The problem: Return all lines where the word "would" can be found.
>> Begin Input data
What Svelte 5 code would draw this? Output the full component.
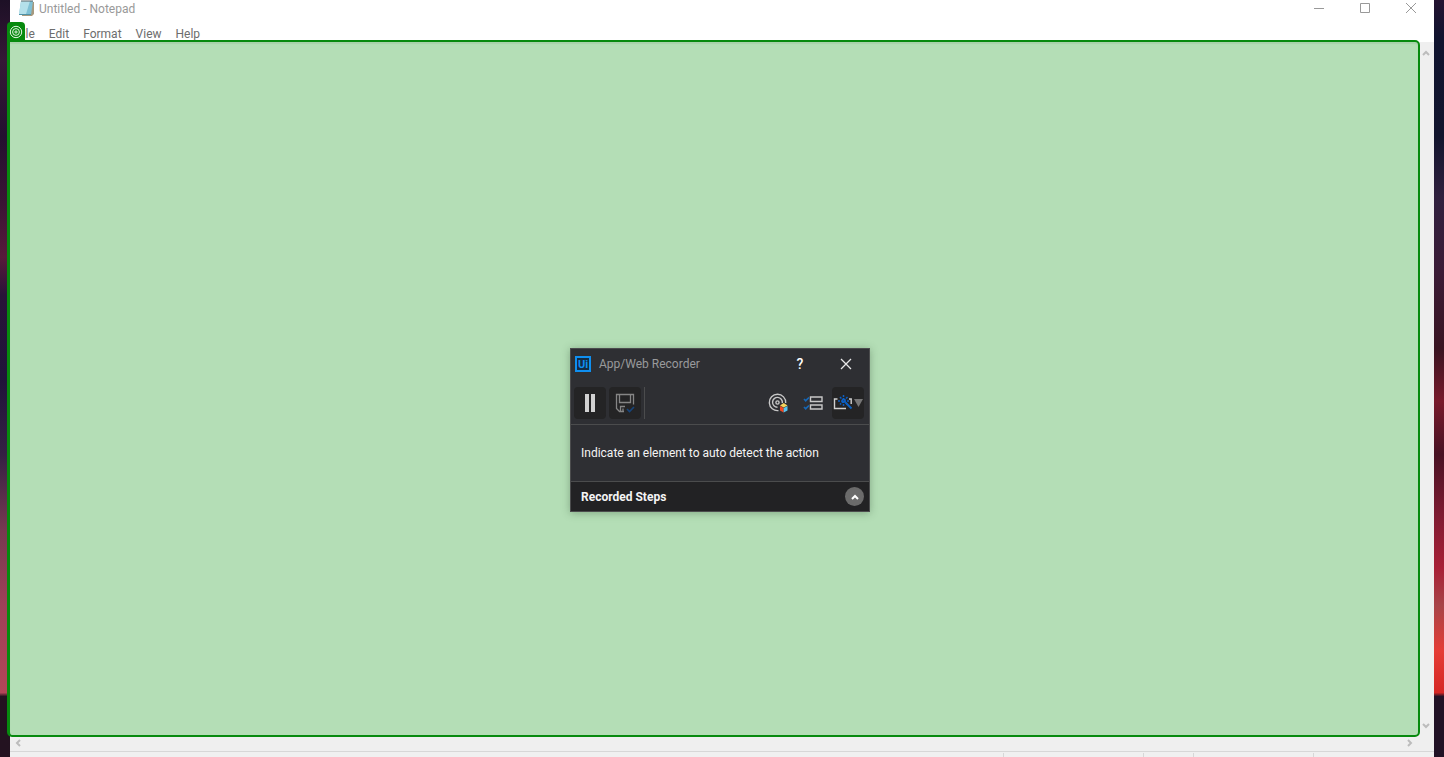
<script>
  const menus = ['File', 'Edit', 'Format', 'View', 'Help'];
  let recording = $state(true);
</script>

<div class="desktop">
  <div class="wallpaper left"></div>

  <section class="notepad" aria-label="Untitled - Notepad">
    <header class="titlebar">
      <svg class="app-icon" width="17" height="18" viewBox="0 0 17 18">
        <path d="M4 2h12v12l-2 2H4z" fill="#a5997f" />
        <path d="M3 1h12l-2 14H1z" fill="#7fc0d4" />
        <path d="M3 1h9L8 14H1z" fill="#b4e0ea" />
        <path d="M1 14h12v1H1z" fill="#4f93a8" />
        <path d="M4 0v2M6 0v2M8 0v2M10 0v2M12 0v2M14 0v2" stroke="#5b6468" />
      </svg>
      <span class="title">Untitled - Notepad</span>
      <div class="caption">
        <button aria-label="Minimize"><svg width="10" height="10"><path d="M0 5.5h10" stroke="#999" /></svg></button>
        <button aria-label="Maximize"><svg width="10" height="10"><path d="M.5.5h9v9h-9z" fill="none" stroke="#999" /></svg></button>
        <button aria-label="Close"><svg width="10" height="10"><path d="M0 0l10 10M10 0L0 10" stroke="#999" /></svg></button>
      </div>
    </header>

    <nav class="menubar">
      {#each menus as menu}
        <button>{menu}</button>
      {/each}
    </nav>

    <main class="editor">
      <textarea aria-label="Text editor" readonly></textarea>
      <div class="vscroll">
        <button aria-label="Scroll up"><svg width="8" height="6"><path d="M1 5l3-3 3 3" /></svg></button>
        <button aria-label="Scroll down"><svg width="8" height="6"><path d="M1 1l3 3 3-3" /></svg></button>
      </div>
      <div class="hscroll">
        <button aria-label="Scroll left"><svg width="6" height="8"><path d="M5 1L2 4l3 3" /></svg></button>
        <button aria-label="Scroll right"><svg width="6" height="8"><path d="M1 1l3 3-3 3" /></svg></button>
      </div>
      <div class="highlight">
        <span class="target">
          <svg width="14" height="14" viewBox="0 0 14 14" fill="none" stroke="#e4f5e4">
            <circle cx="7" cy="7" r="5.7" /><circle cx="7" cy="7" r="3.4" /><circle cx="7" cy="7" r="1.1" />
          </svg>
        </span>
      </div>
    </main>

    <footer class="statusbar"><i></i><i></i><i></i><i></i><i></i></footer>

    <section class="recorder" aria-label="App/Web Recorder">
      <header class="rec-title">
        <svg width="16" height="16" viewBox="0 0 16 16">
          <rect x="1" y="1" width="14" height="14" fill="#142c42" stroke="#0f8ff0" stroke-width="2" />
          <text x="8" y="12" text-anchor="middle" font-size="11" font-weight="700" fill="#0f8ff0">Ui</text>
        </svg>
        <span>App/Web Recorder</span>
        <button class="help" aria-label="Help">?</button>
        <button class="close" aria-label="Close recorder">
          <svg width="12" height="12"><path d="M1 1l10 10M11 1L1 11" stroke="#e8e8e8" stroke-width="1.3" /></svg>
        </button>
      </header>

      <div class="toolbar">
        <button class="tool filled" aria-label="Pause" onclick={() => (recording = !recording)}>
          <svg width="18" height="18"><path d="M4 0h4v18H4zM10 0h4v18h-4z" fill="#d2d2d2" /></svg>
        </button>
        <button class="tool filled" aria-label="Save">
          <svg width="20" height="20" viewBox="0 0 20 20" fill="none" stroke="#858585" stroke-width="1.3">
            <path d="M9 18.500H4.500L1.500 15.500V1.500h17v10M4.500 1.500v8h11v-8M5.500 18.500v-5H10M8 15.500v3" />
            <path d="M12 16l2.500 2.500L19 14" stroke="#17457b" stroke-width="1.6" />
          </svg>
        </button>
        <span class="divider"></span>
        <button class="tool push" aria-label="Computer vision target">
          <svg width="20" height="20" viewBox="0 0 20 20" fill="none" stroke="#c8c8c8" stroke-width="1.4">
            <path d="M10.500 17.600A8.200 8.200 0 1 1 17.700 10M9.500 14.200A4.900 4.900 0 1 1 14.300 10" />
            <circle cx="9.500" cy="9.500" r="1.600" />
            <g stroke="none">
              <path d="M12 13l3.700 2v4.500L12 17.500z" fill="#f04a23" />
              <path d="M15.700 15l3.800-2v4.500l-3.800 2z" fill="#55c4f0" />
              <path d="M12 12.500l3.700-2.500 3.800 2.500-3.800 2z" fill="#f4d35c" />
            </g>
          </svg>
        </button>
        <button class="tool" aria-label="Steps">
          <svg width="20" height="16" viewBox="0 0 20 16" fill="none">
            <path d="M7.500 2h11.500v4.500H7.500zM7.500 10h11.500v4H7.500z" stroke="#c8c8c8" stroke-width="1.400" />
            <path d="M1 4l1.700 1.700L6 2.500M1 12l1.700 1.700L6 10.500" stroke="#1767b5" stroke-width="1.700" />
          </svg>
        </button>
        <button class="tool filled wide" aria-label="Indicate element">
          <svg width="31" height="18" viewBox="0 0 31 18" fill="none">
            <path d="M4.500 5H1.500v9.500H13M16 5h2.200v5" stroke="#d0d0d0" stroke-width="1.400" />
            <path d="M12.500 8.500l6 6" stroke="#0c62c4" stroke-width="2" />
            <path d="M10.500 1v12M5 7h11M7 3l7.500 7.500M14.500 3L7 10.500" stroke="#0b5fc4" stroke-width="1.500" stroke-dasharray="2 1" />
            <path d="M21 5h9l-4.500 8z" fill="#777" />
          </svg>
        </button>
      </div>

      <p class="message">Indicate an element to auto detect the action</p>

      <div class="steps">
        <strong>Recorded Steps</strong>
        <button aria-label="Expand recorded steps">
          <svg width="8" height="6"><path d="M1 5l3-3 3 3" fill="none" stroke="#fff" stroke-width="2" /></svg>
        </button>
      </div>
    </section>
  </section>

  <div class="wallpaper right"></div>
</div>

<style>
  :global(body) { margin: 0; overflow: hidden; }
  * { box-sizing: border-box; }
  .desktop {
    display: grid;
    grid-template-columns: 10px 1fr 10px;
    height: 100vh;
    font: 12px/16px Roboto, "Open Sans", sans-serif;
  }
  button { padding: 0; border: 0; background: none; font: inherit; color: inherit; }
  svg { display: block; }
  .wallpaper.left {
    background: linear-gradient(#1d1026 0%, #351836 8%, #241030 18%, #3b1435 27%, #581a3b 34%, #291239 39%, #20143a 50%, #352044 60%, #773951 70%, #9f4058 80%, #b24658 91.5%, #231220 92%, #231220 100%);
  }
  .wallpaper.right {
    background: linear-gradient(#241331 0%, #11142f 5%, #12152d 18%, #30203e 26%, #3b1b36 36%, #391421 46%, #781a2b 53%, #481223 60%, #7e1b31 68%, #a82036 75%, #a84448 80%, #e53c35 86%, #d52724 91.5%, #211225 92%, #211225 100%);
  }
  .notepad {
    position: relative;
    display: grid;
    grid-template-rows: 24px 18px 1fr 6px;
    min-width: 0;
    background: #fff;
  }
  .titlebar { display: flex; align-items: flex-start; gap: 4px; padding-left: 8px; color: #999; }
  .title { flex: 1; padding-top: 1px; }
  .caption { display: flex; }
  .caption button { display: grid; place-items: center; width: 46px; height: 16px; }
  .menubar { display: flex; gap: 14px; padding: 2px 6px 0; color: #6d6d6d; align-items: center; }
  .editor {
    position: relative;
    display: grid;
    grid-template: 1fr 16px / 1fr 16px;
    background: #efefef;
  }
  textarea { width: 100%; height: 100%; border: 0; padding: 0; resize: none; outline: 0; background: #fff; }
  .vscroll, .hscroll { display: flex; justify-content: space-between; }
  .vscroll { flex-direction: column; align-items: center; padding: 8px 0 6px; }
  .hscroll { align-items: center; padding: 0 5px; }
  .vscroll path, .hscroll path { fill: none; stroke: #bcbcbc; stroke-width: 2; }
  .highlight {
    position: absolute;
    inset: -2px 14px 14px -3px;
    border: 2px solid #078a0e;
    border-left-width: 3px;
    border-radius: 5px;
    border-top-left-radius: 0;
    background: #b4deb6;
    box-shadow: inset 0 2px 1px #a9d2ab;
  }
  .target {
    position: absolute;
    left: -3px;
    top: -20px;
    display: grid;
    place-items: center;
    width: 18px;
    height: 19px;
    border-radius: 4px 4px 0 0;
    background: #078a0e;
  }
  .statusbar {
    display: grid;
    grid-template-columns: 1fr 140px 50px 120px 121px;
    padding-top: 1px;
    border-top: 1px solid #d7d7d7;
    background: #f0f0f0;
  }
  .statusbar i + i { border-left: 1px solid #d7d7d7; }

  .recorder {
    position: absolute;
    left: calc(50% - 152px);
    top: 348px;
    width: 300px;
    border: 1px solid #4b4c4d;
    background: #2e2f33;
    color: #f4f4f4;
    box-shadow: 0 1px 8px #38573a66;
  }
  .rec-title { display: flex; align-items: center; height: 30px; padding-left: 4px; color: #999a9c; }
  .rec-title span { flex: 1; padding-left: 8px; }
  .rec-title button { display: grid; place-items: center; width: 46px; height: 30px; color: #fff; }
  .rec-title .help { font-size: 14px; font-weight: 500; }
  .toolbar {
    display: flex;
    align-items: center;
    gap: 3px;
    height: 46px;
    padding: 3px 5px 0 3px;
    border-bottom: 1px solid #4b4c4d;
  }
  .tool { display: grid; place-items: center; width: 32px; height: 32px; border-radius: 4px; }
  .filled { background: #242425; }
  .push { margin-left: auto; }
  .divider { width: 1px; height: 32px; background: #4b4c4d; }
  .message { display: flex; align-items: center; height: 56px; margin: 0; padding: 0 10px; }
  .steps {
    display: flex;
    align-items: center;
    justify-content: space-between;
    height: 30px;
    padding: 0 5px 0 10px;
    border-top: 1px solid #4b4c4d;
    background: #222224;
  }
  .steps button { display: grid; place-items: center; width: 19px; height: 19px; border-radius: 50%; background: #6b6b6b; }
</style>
>> End Input data
>> Begin Input data
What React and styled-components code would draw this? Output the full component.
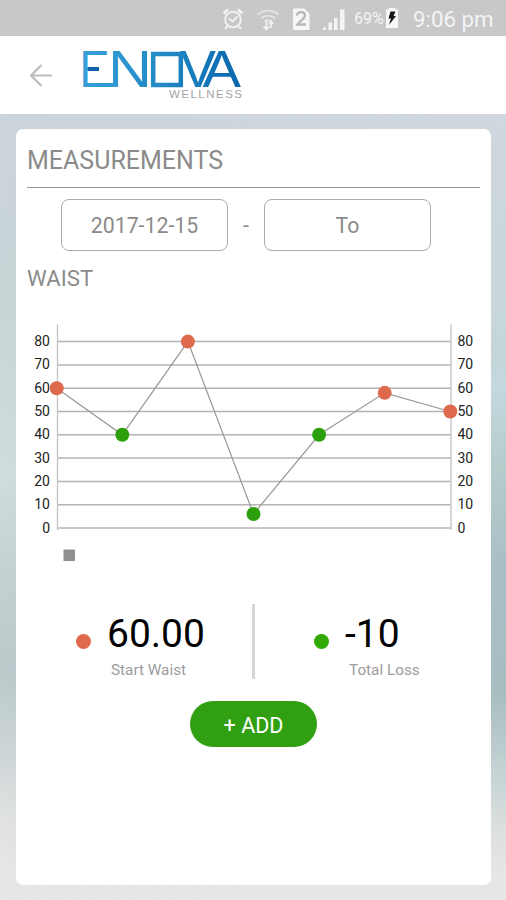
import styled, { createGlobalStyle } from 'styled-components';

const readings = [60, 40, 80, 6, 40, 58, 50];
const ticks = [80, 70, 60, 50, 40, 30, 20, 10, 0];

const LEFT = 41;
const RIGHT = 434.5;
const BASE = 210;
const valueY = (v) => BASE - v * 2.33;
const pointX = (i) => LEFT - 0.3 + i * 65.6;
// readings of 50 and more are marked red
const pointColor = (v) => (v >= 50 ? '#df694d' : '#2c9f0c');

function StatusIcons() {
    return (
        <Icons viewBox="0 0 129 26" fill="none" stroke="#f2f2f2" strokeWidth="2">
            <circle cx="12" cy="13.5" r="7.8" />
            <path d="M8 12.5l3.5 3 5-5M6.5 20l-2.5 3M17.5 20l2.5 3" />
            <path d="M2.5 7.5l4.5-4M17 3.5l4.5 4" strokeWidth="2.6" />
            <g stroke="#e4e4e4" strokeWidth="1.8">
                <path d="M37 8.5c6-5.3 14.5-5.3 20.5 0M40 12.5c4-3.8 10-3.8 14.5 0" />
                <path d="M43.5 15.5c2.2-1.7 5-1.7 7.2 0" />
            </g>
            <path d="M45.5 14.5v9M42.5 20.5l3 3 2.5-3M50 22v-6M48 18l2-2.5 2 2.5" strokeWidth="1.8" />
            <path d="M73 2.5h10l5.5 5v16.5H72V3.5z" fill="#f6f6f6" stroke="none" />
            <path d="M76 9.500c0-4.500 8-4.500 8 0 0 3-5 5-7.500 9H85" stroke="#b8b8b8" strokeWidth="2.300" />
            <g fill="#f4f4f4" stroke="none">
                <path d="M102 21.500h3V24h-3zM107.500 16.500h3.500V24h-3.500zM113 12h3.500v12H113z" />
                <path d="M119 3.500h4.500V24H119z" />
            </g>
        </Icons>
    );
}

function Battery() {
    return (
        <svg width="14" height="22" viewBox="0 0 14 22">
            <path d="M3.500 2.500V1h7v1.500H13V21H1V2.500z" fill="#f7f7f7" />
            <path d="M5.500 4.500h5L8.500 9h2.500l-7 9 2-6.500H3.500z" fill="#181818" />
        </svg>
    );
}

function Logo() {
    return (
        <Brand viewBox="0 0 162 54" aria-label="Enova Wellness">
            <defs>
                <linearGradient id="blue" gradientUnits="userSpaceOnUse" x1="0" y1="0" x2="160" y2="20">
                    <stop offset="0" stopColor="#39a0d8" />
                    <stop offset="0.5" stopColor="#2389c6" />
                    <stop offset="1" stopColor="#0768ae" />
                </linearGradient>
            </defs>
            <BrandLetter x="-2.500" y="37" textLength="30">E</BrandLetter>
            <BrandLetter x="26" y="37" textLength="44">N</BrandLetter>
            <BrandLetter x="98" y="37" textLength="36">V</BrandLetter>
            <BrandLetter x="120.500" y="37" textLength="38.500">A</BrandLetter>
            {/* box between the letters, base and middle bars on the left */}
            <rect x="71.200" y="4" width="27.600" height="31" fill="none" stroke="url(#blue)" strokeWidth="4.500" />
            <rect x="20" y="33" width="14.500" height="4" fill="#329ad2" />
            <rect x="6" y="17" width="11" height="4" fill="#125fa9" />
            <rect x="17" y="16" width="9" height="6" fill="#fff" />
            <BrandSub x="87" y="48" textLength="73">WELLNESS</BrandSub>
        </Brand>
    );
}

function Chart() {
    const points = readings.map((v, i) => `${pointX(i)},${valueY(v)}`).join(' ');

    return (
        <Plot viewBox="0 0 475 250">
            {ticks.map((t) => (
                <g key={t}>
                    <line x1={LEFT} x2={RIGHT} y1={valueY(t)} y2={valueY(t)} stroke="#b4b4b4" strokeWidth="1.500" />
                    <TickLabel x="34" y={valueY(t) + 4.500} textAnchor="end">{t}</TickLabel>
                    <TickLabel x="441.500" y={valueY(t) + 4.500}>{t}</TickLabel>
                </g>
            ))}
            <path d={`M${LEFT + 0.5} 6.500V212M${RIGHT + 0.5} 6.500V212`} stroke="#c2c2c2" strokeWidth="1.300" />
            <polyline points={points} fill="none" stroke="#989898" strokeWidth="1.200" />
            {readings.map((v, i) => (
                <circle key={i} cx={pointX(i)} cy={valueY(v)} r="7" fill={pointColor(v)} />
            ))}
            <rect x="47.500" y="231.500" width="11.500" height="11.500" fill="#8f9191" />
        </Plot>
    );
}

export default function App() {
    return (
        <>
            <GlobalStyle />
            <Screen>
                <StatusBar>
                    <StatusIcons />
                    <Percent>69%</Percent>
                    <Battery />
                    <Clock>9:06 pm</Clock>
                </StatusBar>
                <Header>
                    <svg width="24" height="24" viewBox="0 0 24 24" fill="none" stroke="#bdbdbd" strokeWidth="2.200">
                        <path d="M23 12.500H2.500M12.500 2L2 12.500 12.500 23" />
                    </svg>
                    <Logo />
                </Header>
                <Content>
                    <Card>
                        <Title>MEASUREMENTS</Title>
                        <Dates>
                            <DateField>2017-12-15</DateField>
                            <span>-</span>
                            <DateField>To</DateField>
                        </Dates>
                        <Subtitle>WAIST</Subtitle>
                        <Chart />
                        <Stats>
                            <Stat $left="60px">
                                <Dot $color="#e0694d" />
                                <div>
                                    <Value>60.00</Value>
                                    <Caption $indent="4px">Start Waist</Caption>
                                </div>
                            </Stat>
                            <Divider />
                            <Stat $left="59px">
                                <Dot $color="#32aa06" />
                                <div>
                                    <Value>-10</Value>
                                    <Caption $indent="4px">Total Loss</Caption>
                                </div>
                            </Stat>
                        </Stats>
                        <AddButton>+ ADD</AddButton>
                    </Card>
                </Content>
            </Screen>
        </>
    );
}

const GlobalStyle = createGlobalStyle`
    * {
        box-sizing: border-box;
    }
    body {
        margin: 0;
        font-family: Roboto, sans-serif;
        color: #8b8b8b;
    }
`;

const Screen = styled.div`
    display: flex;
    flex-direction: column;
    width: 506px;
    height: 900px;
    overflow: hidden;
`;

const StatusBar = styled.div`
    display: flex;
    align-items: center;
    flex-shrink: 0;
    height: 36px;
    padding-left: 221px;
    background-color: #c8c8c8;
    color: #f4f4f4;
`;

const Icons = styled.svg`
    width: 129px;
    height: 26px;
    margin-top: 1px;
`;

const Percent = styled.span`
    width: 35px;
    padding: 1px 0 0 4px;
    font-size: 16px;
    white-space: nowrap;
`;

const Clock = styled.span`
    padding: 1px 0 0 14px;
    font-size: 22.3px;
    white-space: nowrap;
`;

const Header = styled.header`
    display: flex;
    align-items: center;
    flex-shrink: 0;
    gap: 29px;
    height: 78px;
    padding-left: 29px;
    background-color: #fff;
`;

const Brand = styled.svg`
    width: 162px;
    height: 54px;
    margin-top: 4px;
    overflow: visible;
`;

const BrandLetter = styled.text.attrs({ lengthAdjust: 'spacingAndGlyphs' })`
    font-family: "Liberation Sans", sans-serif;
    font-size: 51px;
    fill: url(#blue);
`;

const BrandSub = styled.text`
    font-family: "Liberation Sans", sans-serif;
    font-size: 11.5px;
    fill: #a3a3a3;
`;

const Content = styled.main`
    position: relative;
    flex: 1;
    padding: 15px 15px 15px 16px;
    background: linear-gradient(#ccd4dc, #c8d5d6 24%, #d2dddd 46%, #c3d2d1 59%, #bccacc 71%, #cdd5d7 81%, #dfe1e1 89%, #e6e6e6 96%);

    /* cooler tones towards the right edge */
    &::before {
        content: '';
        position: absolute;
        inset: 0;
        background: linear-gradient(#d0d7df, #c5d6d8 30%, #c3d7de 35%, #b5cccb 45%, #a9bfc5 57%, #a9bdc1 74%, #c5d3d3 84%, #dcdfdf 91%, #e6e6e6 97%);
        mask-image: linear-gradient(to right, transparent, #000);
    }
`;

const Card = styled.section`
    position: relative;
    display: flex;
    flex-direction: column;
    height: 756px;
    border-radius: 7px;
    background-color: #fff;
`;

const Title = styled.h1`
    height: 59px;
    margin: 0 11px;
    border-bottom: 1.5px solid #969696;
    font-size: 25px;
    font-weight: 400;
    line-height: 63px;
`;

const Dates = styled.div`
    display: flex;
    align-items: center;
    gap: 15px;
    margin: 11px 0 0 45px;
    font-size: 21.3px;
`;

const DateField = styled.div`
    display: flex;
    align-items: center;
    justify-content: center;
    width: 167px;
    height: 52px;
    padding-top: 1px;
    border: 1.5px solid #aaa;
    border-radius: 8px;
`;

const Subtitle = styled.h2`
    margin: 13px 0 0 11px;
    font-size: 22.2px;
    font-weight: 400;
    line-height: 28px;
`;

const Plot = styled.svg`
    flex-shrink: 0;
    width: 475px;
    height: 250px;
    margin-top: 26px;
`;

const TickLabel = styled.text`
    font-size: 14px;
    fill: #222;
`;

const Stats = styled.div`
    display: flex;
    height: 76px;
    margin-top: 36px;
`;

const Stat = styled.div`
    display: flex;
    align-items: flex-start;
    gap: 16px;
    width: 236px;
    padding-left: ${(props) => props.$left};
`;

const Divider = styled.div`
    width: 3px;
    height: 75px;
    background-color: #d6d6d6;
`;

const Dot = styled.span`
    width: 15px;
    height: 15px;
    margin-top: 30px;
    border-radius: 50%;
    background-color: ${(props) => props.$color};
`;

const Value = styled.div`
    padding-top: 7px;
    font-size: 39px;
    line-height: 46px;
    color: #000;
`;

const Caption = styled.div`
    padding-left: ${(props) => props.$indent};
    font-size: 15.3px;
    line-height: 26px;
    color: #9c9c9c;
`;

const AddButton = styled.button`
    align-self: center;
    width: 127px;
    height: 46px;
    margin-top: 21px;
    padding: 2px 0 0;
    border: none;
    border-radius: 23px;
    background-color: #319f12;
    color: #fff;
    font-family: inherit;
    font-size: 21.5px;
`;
>> End Input data
Solution for this task:
What Svelte 5 code would draw this? Output the full component.
What React and styled-components code would draw this? Output the full component.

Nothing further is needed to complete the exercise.